In view of their comparatively high cost, titanium matrix composites are somewhat less popular than Al-based or ferrous matrix composites. Again, carbides—particularly TiC [14, 15, 33, 71, 72], but also WC [73] or SiC [74]—have attracted a great interest as reinforcement in titanium matrix composites, with positive effect on their hardness and wear behaviour. TiB, TiB₂ [20, 75] and TiN [18] have also been used as alternative or in combination with TiC.

Copper (Cu) alloys are rather difficult to process by laser additive processes, due to their high reflectivity to laser light [26]. Nevertheless, the DLS of Cu matrix composites reinforced with Co/WC particles has been studied extensively, with the aim of combining the excellent thermal and electrical conductivity of the Cu matrix with the high strength and hardness of the Co/WC reinforcement [76, 77]. Rare earth oxides nanoparticles (CeO₂, La₂O₃) have been added in these Cu + Co/WC composites to favour microstructural refinement [78]. More recently, the direct addition of WC particles in Cu matrix composites processed by SLM has also been investigated [79].
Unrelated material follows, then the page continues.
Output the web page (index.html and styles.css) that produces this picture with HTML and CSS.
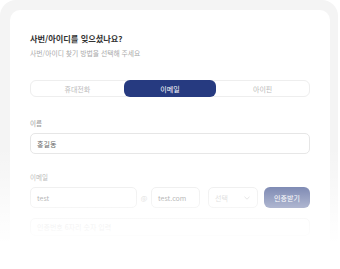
FILE: index.html
```html
<!DOCTYPE html>
<html lang="ko">
<head>
  <meta charset="UTF-8" />
  <meta name="viewport" content="width=device-width, initial-scale=1.0" />
  <title>사번/아이디 찾기</title>
  <link rel="stylesheet" href="styles.css">
</head>
<body>
  <div class="tela">
    <div class="moldura">
      <div class="cartao">
        <h1 class="titulo">사번/아이디를 잊으셨나요?</h1>
        <p class="subtitulo">사번/아이디 찾기 방법을 선택해 주세요</p>

        <div class="abas" role="tablist">
          <button class="aba">휴대전화</button>
          <button class="aba ativa">이메일</button>
          <button class="aba">아이핀</button>
        </div>

        <label class="rotulo">이름</label>
        <div class="campo"><span class="valor">홍길동</span></div>

        <label class="rotulo rotulo-email">이메일</label>
        <div class="linha-email">
          <div class="campo campo-id"><span class="valor">test</span></div>
          <span class="arroba">@</span>
          <div class="campo campo-dominio"><span class="valor">test.com</span></div>
          <div class="campo campo-select">
            <span class="vazio">선택</span>
            <svg width="6" height="4" viewBox="0 0 6 4"><path d="M0.5 0.8 L3 3.2 L5.5 0.8" fill="none" stroke="#bbb" stroke-width="0.8"/></svg>
          </div>
          <button class="botao-auth">인증받기</button>
        </div>

        <div class="campo campo-codigo"><span class="vazio">인증번호 6자리 숫자 입력</span></div>
        <button class="botao-confirmar">확인</button>
      </div>
    </div>
    <div class="esmaecer"></div>
  </div>
</body>
</html>
```

FILE: styles.css
```css
* {
  margin: 0; padding: 0; box-sizing: border-box;
}
body {
  background: #fff;
  font-family: "Noto Sans CJK KR", "Noto Sans", sans-serif;
  overflow: hidden;
}

.tela {
  position: relative;
  height: 269px;
  overflow: hidden;
}

.moldura {
  width: 338px;
  background: #f4f4f4;
  border-radius: 16px;
  padding: 10px 8px 40px 10px;
}

.cartao {
  background: #fff;
  border-radius: 10px;
  padding: 22px 20px 30px;
  display: flex;
  flex-direction: column;
}

.titulo {
  font-size: 8.2px;
  line-height: 12px;
  font-weight: 700;
  color: #333;
}

.subtitulo {
  font-size: 6.8px;
  line-height: 12px;
  color: #aaa;
  margin-top: 3px;
}

.abas {
  display: grid;
  grid-template-columns: 1fr 1fr 1fr;
  height: 17px;
  margin-top: 21px;
  border: 1px solid #eee;
  border-radius: 6px;
}

.aba {
  background: none;
  border: none;
  font-family: inherit;
  font-size: 7px;
  color: #bbb;
  border-radius: 6px;
}

.aba.ativa {
  background: #263a80;
  color: #fff;
  margin: -1px 0;
}

.rotulo {
  font-size: 6.5px;
  line-height: 10px;
  color: #999;
  margin-top: 21px;
}

.rotulo-email {
  margin-top: 18px;
}

.campo {
  height: 21px;
  border: 1px solid #e6e6e6;
  border-radius: 5px;
  margin-top: 5px;
  display: flex;
  align-items: center;
  padding: 0 6px;
  font-size: 7px;
}

.valor {
  color: #666;
}

.vazio {
  color: #bbb;
}

.linha-email {
  display: flex;
  align-items: center;
  margin-top: 5px;
  height: 21px;
}

.linha-email .campo {
  margin-top: 0;
}

.campo-id {
  width: 107px;
}

.arroba {
  width: 14px;
  text-align: center;
  font-size: 7px;
  color: #bbb;
}

.campo-dominio {
  width: 49px;
}

.campo-select {
  width: 50px;
  margin-left: 8px;
  justify-content: space-between;
  padding-right: 7px;
}

.botao-auth {
  width: 46px;
  height: 21px;
  margin-left: 6px;
  border: none;
  border-radius: 6px;
  background: #263a80;
  color: #fff;
  font-family: inherit;
  font-size: 7px;
}

.campo-codigo {
  margin-top: 10px;
  height: 18px;
}

.botao-confirmar {
  margin-top: 12px;
  height: 22px;
  border: none;
  border-radius: 6px;
  background: #263a80;
  color: #fff;
  font-family: inherit;
  font-size: 7px;
}

/* esmaecimento da parte de baixo */
.esmaecer {
  position: absolute;
  left: 0;
  top: 0;
  width: 100%;
  height: 100%;
  pointer-events: none;
  background: linear-gradient(to bottom, rgba(255,255,255,0) 148px, #fff 243px);
}
```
Researches on Co-based matrix composites have been largely focused on the LC of composite reinforced with WC or other cermet particles, in view of applications necessitating a very high abrasion resistance as, e.g. in cutting tools [5, 80–82]. WC present a greater reactivity with Co alloys than with Ni alloys, and the partial dissolution of WC accompanied by secondary precipitation of finely dispersed complex carbides is commonly reported. A recent publication also reports on the LC of self-lubricating Co-based composite coatings with additions of TiC and CaF₂ [83].

4. Laser-induced in situ synthesis of MMCs

Reinforcement particles can also be synthesised in situ during the laser additive manufacturing of MMCs, either from a mixture of pure elemental powders [37, 84] or from ceramic particles that would decompose under the effect of laser irradiation and/or dissolve into the melt pool [2, 35, 38, 85]. The energy brought by the laser is used to fuse the metallic matrix powder and form new chemical compounds. Alternatively, the thermal energy brought by the laser may also trigger an exothermic chemical reaction that will not only produce new chemical compounds but also in itself generate enough thermal energy to propagate more chemical reactions [29, 86]. This process, known as self-propagating high-temperature synthesis, was originally used in combination with Selective Laser Sintering to produce Ni–Al intermetallics [39] and later extended to the synthesis of NiTi-matrix composites [40]. In this case, laser additive manufacturing can sometimes be pursued under a lower laser energy since the latent heat generated by the chemical reactions also contributes to increase the temperature of the melt pool [41, 86]. Besides, the in situ synthesis of MMCs has several other advantages: it allows for a better wetting and cohesion of ceramic particles with the metallic matrix, and for obtaining a fine and uniform distribution of the reinforcing phases [29].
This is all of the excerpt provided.